A pesar de ser más rápido, Freddy no recibe ayuda de su compañero de selección, dos celestes y no se ponen de acuerdo. Sin pereza Maertens cierra el hueco hacia Gimondi, pero éste tiene más, tiene una corona más pequeña, un trece, que no duda en poner para remachar y ser campeón del mundo. Maertens, hundido, traicionado, entra segundo. No se hablaría en años con Eddy.

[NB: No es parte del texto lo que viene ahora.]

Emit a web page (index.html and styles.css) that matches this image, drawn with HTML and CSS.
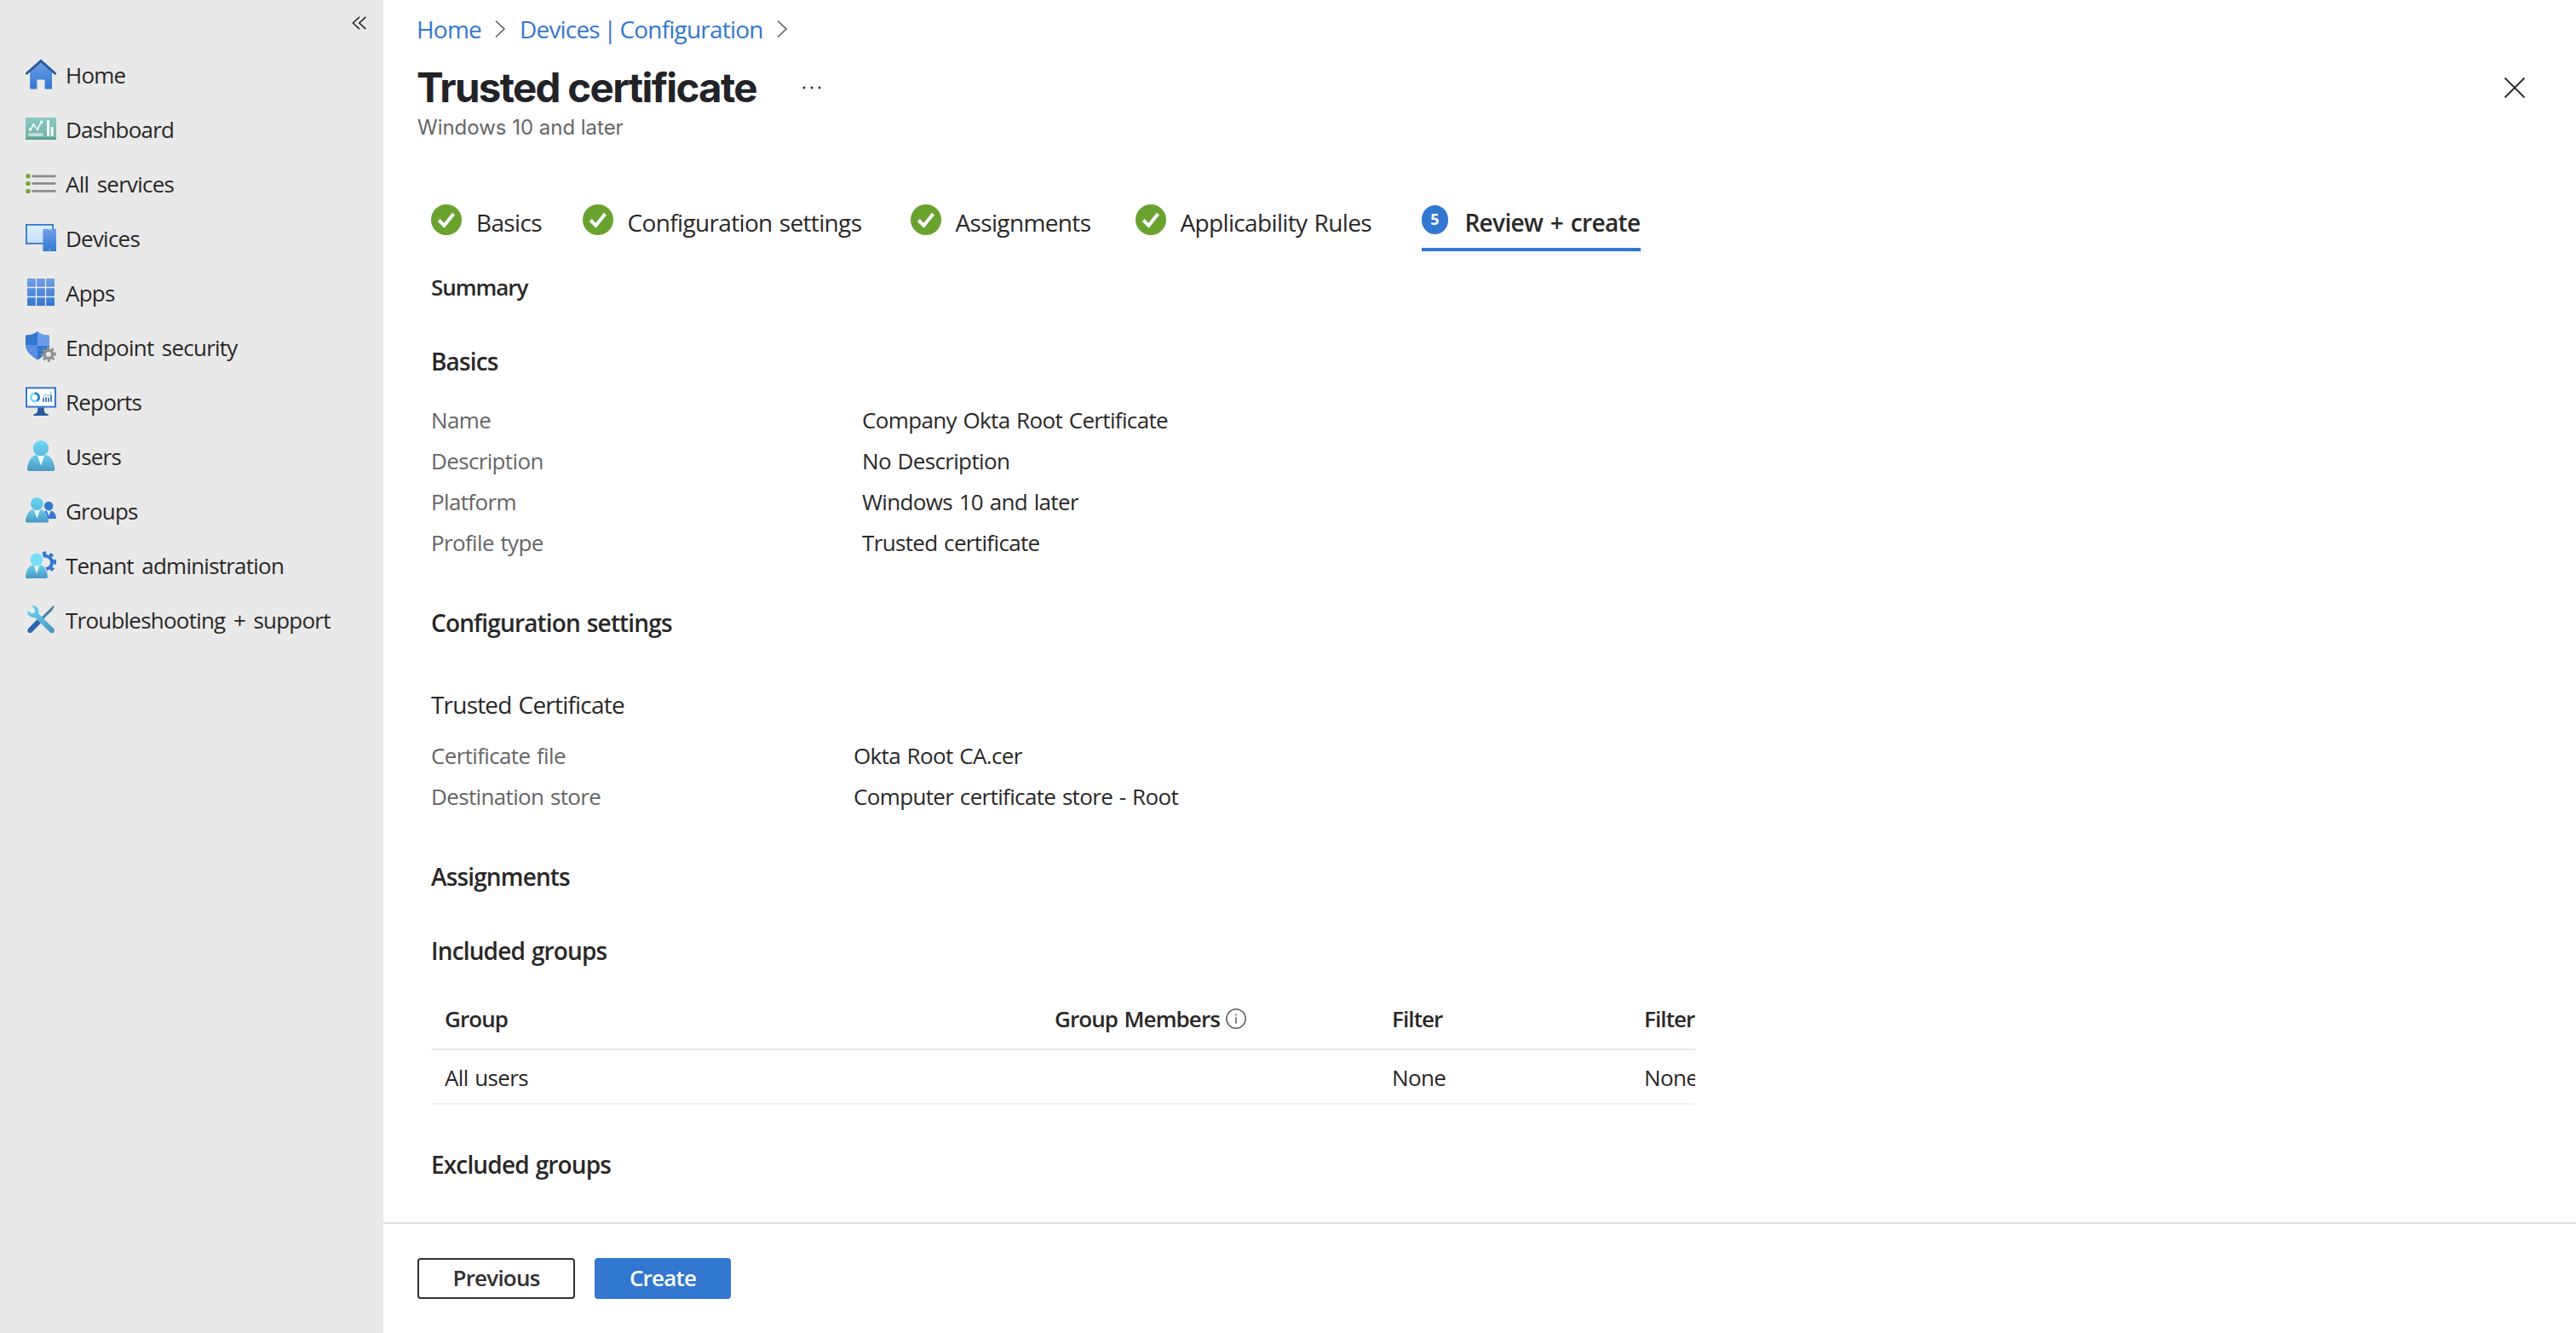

La celeste siempre es protagonista, la casaca que nunca duerme, como el ciclismo en Bélgica. Primavera, adoquín en Flandes y cotas en Valonia. En otoño se despereza el ciclocross, la gran aventura del barro donde virtuosos como los De Vlaeminck, Liboton y Nys dieron grandeza a la frágil modalidad.

 

Tardes de mundial, sean en Flandes, sean en Países Bajos, sean en Lousiville,… siempre son un concierto de celestes, tres, cuatro, cinco delante, arriba y abajo, trepando escaleras, saltando tablones sin apearse de la máquina, enloqueciendo al respetable. Cuatro, cinco o seis celestes en el top ten.

Pero hay más. Gante estos días es otra fiesta, los Seis Días, la fiesta de ciclismo bajo techo, el tope del velódromo de Kuipke, instalación que desde 1965 acoge la cita, porque la anterior que consumió en un incendió. El lugar rezuma historia, escrita por las manos de los más grandes, el mentado Eddy Merckx, pero también Patrick Sercu, para muchos el mejor pistard de los tiempos.

Kuipke, con sus 167 metros que necesitan de seis vueltas para cumplir el kilómetro, es una instalación que retrotrae a la grandeza de los seis días, los tiempos de la belle époque, tiempos que empezaron a contar en los años veinte, y que casi cien años después siguen vigentes, gracias a la imperecedera estima belga por el ciclismo, uno de esos amores que son circulares, como el día en el que nunca se pone el sol para que la bici, como decía Albert Einstein, nunca deje de rodar.